_Data_
----------

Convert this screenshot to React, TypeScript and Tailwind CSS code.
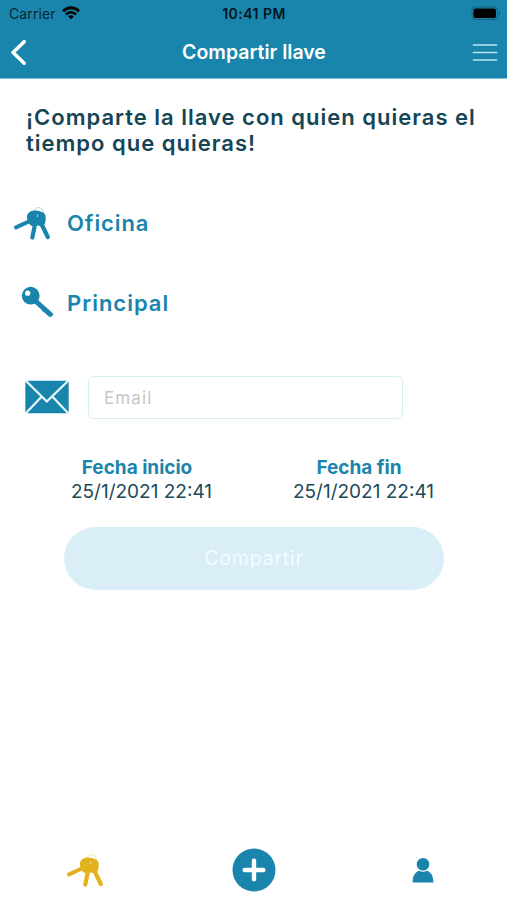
import { useState } from 'react';

const FONT = "font-['Inter','Liberation_Sans',sans-serif]";

function KeysIcon({ className }: { className: string }) {
  return (
    <svg viewBox="0 0 40 36" className={className} fill="none" stroke="currentColor">
      <circle cx="25.500" cy="6.300" r="4.700" strokeWidth="0.900" opacity="0.4" />
      <path d="M14 11.500c-.3-4 3-6.800 7.500-7 3.500-.2 5.500 1 7.500 1.500 3 .8 4 3.500 3.700 6.700 0 3.500-.8 6.800-4 7.100-2 .2-3.500-.4-5-.2-3 .8-5.700.5-7.200-1.400-1.700-1.500-2.300-3.500-2.500-6.700z" fill="currentColor" stroke="none" />
      <path d="M17 15 3 21.400" strokeWidth="4" strokeLinecap="round" />
      <path d="M22.500 16 19.300 31.500" strokeWidth="4.200" strokeLinecap="round" />
      <path d="M27.500 16 34.800 31" strokeWidth="4.200" strokeLinecap="round" />
      <path d="M24.500 8.500v2.500" stroke="white" strokeWidth="1.200" opacity="0.6" />
    </svg>
  );
}

function KeyIcon() {
  return (
    <svg viewBox="0 0 34 34" className="h-[34px] w-[34px]" fill="none" stroke="currentColor">
      <circle cx="9.700" cy="9.700" r="8.900" fill="currentColor" stroke="none" />
      <path d="M14 14.500 29.500 28.700" strokeWidth="5" />
      <path d="m22 25.500 2-2.500M28.500 30.500l3-3.300" strokeWidth="3" />
      <circle cx="6.700" cy="7.200" r="2.600" fill="white" stroke="none" />
    </svg>
  );
}

function MailIcon() {
  return (
    <svg viewBox="0 0 44 34" className="mb-px h-[34px] w-[44px]">
      <rect x="0.300" y="0.700" width="43.400" height="32.600" rx="0.800" fill="#1985ac" />
      <path d="M0 0 21.800 21.500 44 0M0 34 16.500 16.700M44 34 27.500 16.700" fill="none" stroke="#e8f8fd" strokeWidth="2.200" />
    </svg>
  );
}

function StatusBar() {
  return (
    <div className="grid h-[27px] grid-cols-3 items-center pl-[9px] pr-[6px] text-black">
      <div className="flex items-center gap-[6px]">
        <span className="text-[14px] tracking-[0.100px] text-[#08252f]">Carrier</span>
        <svg viewBox="0 0 18 14" className="mb-px h-[14px] w-[18px]" fill="none" stroke="currentColor" strokeWidth="2.800">
          <path d="M1 5.200c4.600-4.600 11.400-4.600 16 0M4 8.600c2.900-2.900 7.100-2.900 10 0" />
          <path d="m9 13.300-2.800-2.900c1.600-1.500 4-1.500 5.600 0z" fill="currentColor" stroke="none" />
        </svg>
      </div>
      <span className="whitespace-nowrap pr-[2px] text-center text-[14px] font-semibold tracking-[0.450px] text-[#03151c]">10:41 PM</span>
      <svg viewBox="0 0 30 15" className="h-[15px] w-[30px] justify-self-end">
        <rect x="1" y="1" width="25.500" height="12.500" rx="3.500" fill="none" stroke="#12617e" strokeWidth="1" />
        <rect x="2.500" y="2.600" width="22.500" height="9.300" rx="2" fill="black" />
        <path d="M28 5.200v4c1.500-.5 1.500-3.500 0-4z" fill="#12617e" />
      </svg>
    </div>
  );
}

function Header() {
  return (
    <header className="h-[79px] border-b border-[#7fc4dd] bg-[#1985ac]">
      <StatusBar />
      <div className="flex h-[51px] items-center justify-between pl-[10px] pr-[9px]">
        <button aria-label="Volver">
          <svg viewBox="0 0 26 28" className="h-[28px] w-[26px]" fill="none" stroke="white" strokeWidth="3.600" strokeLinecap="round" strokeLinejoin="round">
            <path d="M14.200 2.700 3 13.500l11.200 10.700" />
          </svg>
        </button>
        <h1 className="pt-px text-[19.500px] font-semibold text-white">Compartir llave</h1>
        <button aria-label="Menú">
          <svg viewBox="0 0 26 20" className="h-[20px] w-[26px]" stroke="#b9e6f6" strokeWidth="1.700" strokeLinecap="round">
            <path d="M1.500 2h23M1.500 9.500h23M1.500 17h23" />
          </svg>
        </button>
      </div>
    </header>
  );
}

function DateField({ label, value }: { label: string; value: string }) {
  return (
    <div className="w-[222px] text-center leading-[24px]">
      <p className="pr-[10px] text-[19px] font-bold text-[#1985ac]">{label}</p>
      <p className="pr-px text-[19px] text-[#1c4957]">{value}</p>
    </div>
  );
}

export default function App() {
  const [email, setEmail] = useState('');

  return (
    <div className={`flex h-[900px] w-[507px] flex-col overflow-hidden bg-white ${FONT}`}>
      <Header />

      <main className="flex-1">
        <h2 className="pl-[26px] pt-[25px] text-[22px] font-semibold leading-[26px] tracking-[1px] text-[#164555]">
          ¡Comparte la llave con quien quieras el
          <br />
          tiempo que quieras!
        </h2>

        <div className="mt-[50px] flex h-[36px] items-center gap-[14px] pl-[13px] text-[#1985ac]">
          <KeysIcon className="h-[36px] w-[40px]" />
          <span className="pb-px text-[22px] font-semibold tracking-[0.900px]">Oficina</span>
        </div>
        <div className="mt-[44px] flex h-[34px] items-center gap-[12px] pl-[21px] text-[#1985ac]">
          <KeyIcon />
          <span className="text-[22px] font-semibold tracking-[1px]">Principal</span>
        </div>

        {/* Email */}
        <div className="mt-[56px] flex items-center gap-[19px] pl-[25px]">
          <MailIcon />
          <input
            value={email}
            onChange={e => setEmail(e.target.value)}
            placeholder="Email"
            className="h-[43px] w-[315px] rounded-[6px] border-[1.500px] border-[#d9eef5] px-[15px] text-[17px] tracking-[1.100px] outline-none placeholder:text-[#c4c6c8]"
          />
        </div>

        {/* Fechas */}
        <div className="mt-[37px] flex pl-[31px]">
          <DateField label="Fecha inicio" value="25/1/2021 22:41" />
          <DateField label="Fecha fin" value="25/1/2021 22:41" />
        </div>

        <button className="ml-[64px] mt-[23px] h-[63px] w-[380px] rounded-full bg-[#d9eef6] text-[19.500px] tracking-[0.800px] text-[#f6fcfe]">
          Compartir
        </button>
      </main>

      <nav className="grid h-[58px] grid-cols-3 justify-items-center">
        <KeysIcon className="ml-[3px] mt-[11px] h-[36px] w-[40px] text-[#e3b21d]" />
        <svg viewBox="0 0 44 44" className="mt-[6px] h-[44px] w-[44px]">
          <circle cx="22" cy="22" r="21.500" fill="#1985ac" />
          <path d="M22 12.700v18.600M12.700 22h18.600" stroke="white" strokeWidth="4.400" strokeLinecap="round" />
        </svg>
        <svg viewBox="0 0 22 26" className="mt-[15px] h-[26px] w-[22px]" fill="#1985ac">
          <circle cx="11" cy="7.300" r="6.300" />
          <path d="M.7 25.500V24C.7 18 4 14.800 7 13.700q4 2 8 0c3 1.100 6.300 4.300 6.300 10.300v1.500z" />
        </svg>
      </nav>
    </div>
  );
}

----------

_The request_
Go through the listing above and write it out again exactly, dropping the pictures.

_Solution_
Convert this screenshot to React, TypeScript and Tailwind CSS code.
import { useState } from 'react';

const FONT = "font-['Inter','Liberation_Sans',sans-serif]";

function KeysIcon({ className }: { className: string }) {
  return (
    <svg viewBox="0 0 40 36" className={className} fill="none" stroke="currentColor">
      <circle cx="25.500" cy="6.300" r="4.700" strokeWidth="0.900" opacity="0.4" />
      <path d="M14 11.500c-.3-4 3-6.800 7.500-7 3.500-.2 5.500 1 7.500 1.500 3 .8 4 3.500 3.700 6.700 0 3.500-.8 6.800-4 7.100-2 .2-3.500-.4-5-.2-3 .8-5.700.5-7.200-1.400-1.700-1.500-2.300-3.500-2.500-6.700z" fill="currentColor" stroke="none" />
      <path d="M17 15 3 21.400" strokeWidth="4" strokeLinecap="round" />
      <path d="M22.500 16 19.300 31.500" strokeWidth="4.200" strokeLinecap="round" />
      <path d="M27.500 16 34.800 31" strokeWidth="4.200" strokeLinecap="round" />
      <path d="M24.500 8.500v2.500" stroke="white" strokeWidth="1.200" opacity="0.6" />
    </svg>
  );
}

function KeyIcon() {
  return (
    <svg viewBox="0 0 34 34" className="h-[34px] w-[34px]" fill="none" stroke="currentColor">
      <circle cx="9.700" cy="9.700" r="8.900" fill="currentColor" stroke="none" />
      <path d="M14 14.500 29.500 28.700" strokeWidth="5" />
      <path d="m22 25.500 2-2.500M28.500 30.500l3-3.300" strokeWidth="3" />
      <circle cx="6.700" cy="7.200" r="2.600" fill="white" stroke="none" />
    </svg>
  );
}

function MailIcon() {
  return (
    <svg viewBox="0 0 44 34" className="mb-px h-[34px] w-[44px]">
      <rect x="0.300" y="0.700" width="43.400" height="32.600" rx="0.800" fill="#1985ac" />
      <path d="M0 0 21.800 21.500 44 0M0 34 16.500 16.700M44 34 27.500 16.700" fill="none" stroke="#e8f8fd" strokeWidth="2.200" />
    </svg>
  );
}

function StatusBar() {
  return (
    <div className="grid h-[27px] grid-cols-3 items-center pl-[9px] pr-[6px] text-black">
      <div className="flex items-center gap-[6px]">
        <span className="text-[14px] tracking-[0.100px] text-[#08252f]">Carrier</span>
        <svg viewBox="0 0 18 14" className="mb-px h-[14px] w-[18px]" fill="none" stroke="currentColor" strokeWidth="2.800">
          <path d="M1 5.200c4.600-4.600 11.400-4.600 16 0M4 8.600c2.900-2.900 7.100-2.900 10 0" />
          <path d="m9 13.300-2.800-2.900c1.600-1.500 4-1.500 5.600 0z" fill="currentColor" stroke="none" />
        </svg>
      </div>
      <span className="whitespace-nowrap pr-[2px] text-center text-[14px] font-semibold tracking-[0.450px] text-[#03151c]">10:41 PM</span>
      <svg viewBox="0 0 30 15" className="h-[15px] w-[30px] justify-self-end">
        <rect x="1" y="1" width="25.500" height="12.500" rx="3.500" fill="none" stroke="#12617e" strokeWidth="1" />
        <rect x="2.500" y="2.600" width="22.500" height="9.300" rx="2" fill="black" />
        <path d="M28 5.200v4c1.500-.5 1.500-3.500 0-4z" fill="#12617e" />
      </svg>
    </div>
  );
}

function Header() {
  return (
    <header className="h-[79px] border-b border-[#7fc4dd] bg-[#1985ac]">
      <StatusBar />
      <div className="flex h-[51px] items-center justify-between pl-[10px] pr-[9px]">
        <button aria-label="Volver">
          <svg viewBox="0 0 26 28" className="h-[28px] w-[26px]" fill="none" stroke="white" strokeWidth="3.600" strokeLinecap="round" strokeLinejoin="round">
            <path d="M14.200 2.700 3 13.500l11.200 10.700" />
          </svg>
        </button>
        <h1 className="pt-px text-[19.500px] font-semibold text-white">Compartir llave</h1>
        <button aria-label="Menú">
          <svg viewBox="0 0 26 20" className="h-[20px] w-[26px]" stroke="#b9e6f6" strokeWidth="1.700" strokeLinecap="round">
            <path d="M1.500 2h23M1.500 9.500h23M1.500 17h23" />
          </svg>
        </button>
      </div>
    </header>
  );
}

function DateField({ label, value }: { label: string; value: string }) {
  return (
    <div className="w-[222px] text-center leading-[24px]">
      <p className="pr-[10px] text-[19px] font-bold text-[#1985ac]">{label}</p>
      <p className="pr-px text-[19px] text-[#1c4957]">{value}</p>
    </div>
  );
}

export default function App() {
  const [email, setEmail] = useState('');

  return (
    <div className={`flex h-[900px] w-[507px] flex-col overflow-hidden bg-white ${FONT}`}>
      <Header />

      <main className="flex-1">
        <h2 className="pl-[26px] pt-[25px] text-[22px] font-semibold leading-[26px] tracking-[1px] text-[#164555]">
          ¡Comparte la llave con quien quieras el
          <br />
          tiempo que quieras!
        </h2>

        <div className="mt-[50px] flex h-[36px] items-center gap-[14px] pl-[13px] text-[#1985ac]">
          <KeysIcon className="h-[36px] w-[40px]" />
          <span className="pb-px text-[22px] font-semibold tracking-[0.900px]">Oficina</span>
        </div>
        <div className="mt-[44px] flex h-[34px] items-center gap-[12px] pl-[21px] text-[#1985ac]">
          <KeyIcon />
          <span className="text-[22px] font-semibold tracking-[1px]">Principal</span>
        </div>

        {/* Email */}
        <div className="mt-[56px] flex items-center gap-[19px] pl-[25px]">
          <MailIcon />
          <input
            value={email}
            onChange={e => setEmail(e.target.value)}
            placeholder="Email"
            className="h-[43px] w-[315px] rounded-[6px] border-[1.500px] border-[#d9eef5] px-[15px] text-[17px] tracking-[1.100px] outline-none placeholder:text-[#c4c6c8]"
          />
        </div>

        {/* Fechas */}
        <div className="mt-[37px] flex pl-[31px]">
          <DateField label="Fecha inicio" value="25/1/2021 22:41" />
          <DateField label="Fecha fin" value="25/1/2021 22:41" />
        </div>

        <button className="ml-[64px] mt-[23px] h-[63px] w-[380px] rounded-full bg-[#d9eef6] text-[19.500px] tracking-[0.800px] text-[#f6fcfe]">
          Compartir
        </button>
      </main>

      <nav className="grid h-[58px] grid-cols-3 justify-items-center">
        <KeysIcon className="ml-[3px] mt-[11px] h-[36px] w-[40px] text-[#e3b21d]" />
        <svg viewBox="0 0 44 44" className="mt-[6px] h-[44px] w-[44px]">
          <circle cx="22" cy="22" r="21.500" fill="#1985ac" />
          <path d="M22 12.700v18.600M12.700 22h18.600" stroke="white" strokeWidth="4.400" strokeLinecap="round" />
        </svg>
        <svg viewBox="0 0 22 26" className="mt-[15px] h-[26px] w-[22px]" fill="#1985ac">
          <circle cx="11" cy="7.300" r="6.300" />
          <path d="M.7 25.500V24C.7 18 4 14.800 7 13.700q4 2 8 0c3 1.100 6.300 4.300 6.300 10.300v1.500z" />
        </svg>
      </nav>
    </div>
  );
}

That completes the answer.